[Dovecot] Solr clusters

Thu Nov 7 05:36:17 EET 2013

Hi all,

Has anyone implemented larger Dovecot+Solr clusters and would be willing to give some details about how it works for you? My understanding about it so far is:

 - SolrCloud isn’t usable with Dovecot. Replication isn’t useful, because nobody wants to pay for double the disk space for indexes that could be regenerated anyway. The autosharding isn’t very useful also, because: I think the shard keys could be created in two possible ways: a) Mails would be entirely randomly distributed across the cluster. This would make updates efficient, because the writes would be fully distributed across all servers. But I think it would also make reads somewhat inefficient, since all the servers would have to be searched and the results combined. Also if a server is lost, there’s no easy way to reindex back the missing data, because it would contain a piece of pretty much all the users’ data. b) Shard keys could be created so that the same user would typically go only to 1-2 servers. It would be possible (at least in theory) to find a broken server’s list of users and reindex only their data, but I’m not sure if this method is any easier than the non-SolrCloud setup.
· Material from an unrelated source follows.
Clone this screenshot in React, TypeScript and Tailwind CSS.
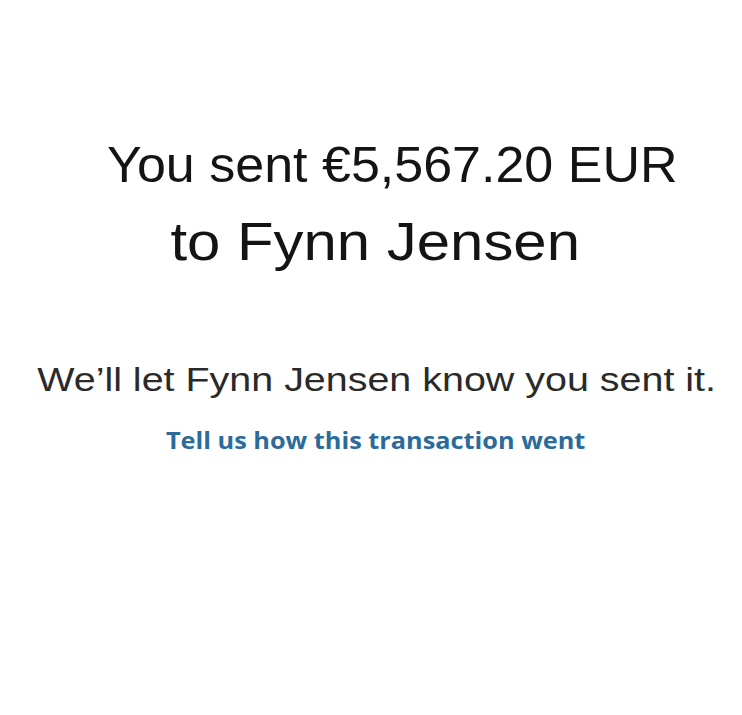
export default function App() {
  return (
    <div className="flex h-[715px] w-full flex-col items-center bg-white pt-[140px]">
      <div className="ml-[42px] origin-center scale-x-[1.04] whitespace-nowrap font-['Liberation_Sans',Arial,sans-serif] text-[50px] leading-[50px] text-[#141414]">
        You sent €5,567.20 EUR
      </div>
      <div className="mt-[25px] ml-[8px] origin-center scale-x-[1.13] whitespace-nowrap font-['Liberation_Sans',Arial,sans-serif] text-[53px] leading-[53px] text-[#141414]">
        to Fynn Jensen
      </div>
      <div className="mt-[94px] ml-[12px] origin-center scale-x-[1.16] whitespace-nowrap font-['Liberation_Sans',Arial,sans-serif] text-[34px] leading-[34px] text-[#2a2a2a]">
        We’ll let Fynn Jensen know you sent it.
      </div>
      <a
        href="#"
        className="mt-[33px] ml-[10px] origin-center scale-x-[1.1] whitespace-nowrap font-['Open_Sans',sans-serif] text-[23px] leading-[23px] font-bold text-[#2b6b9b]"
      >
        Tell us how this transaction went
      </a>
    </div>
  );
}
 - Without SolrCloud you’d then need to shard the data manually. This would be easy enough to do by just assigning different users to different shards. But at some point the index is going to become too large and you need to add more shards and move some existing users to them. To keep the search performance good during the move, I guess this could be done with a script that does: 1) reindex user to new shard, 2) update userdb to point to new shard, 3) delete user from old shard, 4) doveadm fts rescan the user to remove any mails already deleted during the reindexing.

 - It seems that Solr index shouldn’t grow above 200 GB or the performance will be getting too bad? I’ve seen this in a few web pages. So each server should likely be running multiple separate Solr instances (shards).

 - http://www.hathitrust.org/blogs/large-scale-search/scaling-large-scale-search-from-500000-volumes-5-million-volumes-and-beyond recommends NFS (or I guess any kind of a shared filesystem), which does seem to make sense. Since Dovecot wants to get instantly updated search results after indexing, I think it’s probably better not to separate the indexing and searching servers.

 - Would be interesting to know what kind of hardware your Solr servers currently have, how well they’re performing and what are the bottlenecks? From the above URL it appears that disk I/O is first, but if there’s enough of that available then CPU usage is second. I’m not quite sure where most of the memory goes - caching?

 - I’m guessing users are doing relatively few searches compared to how many new emails are being indexed/deleted all the time?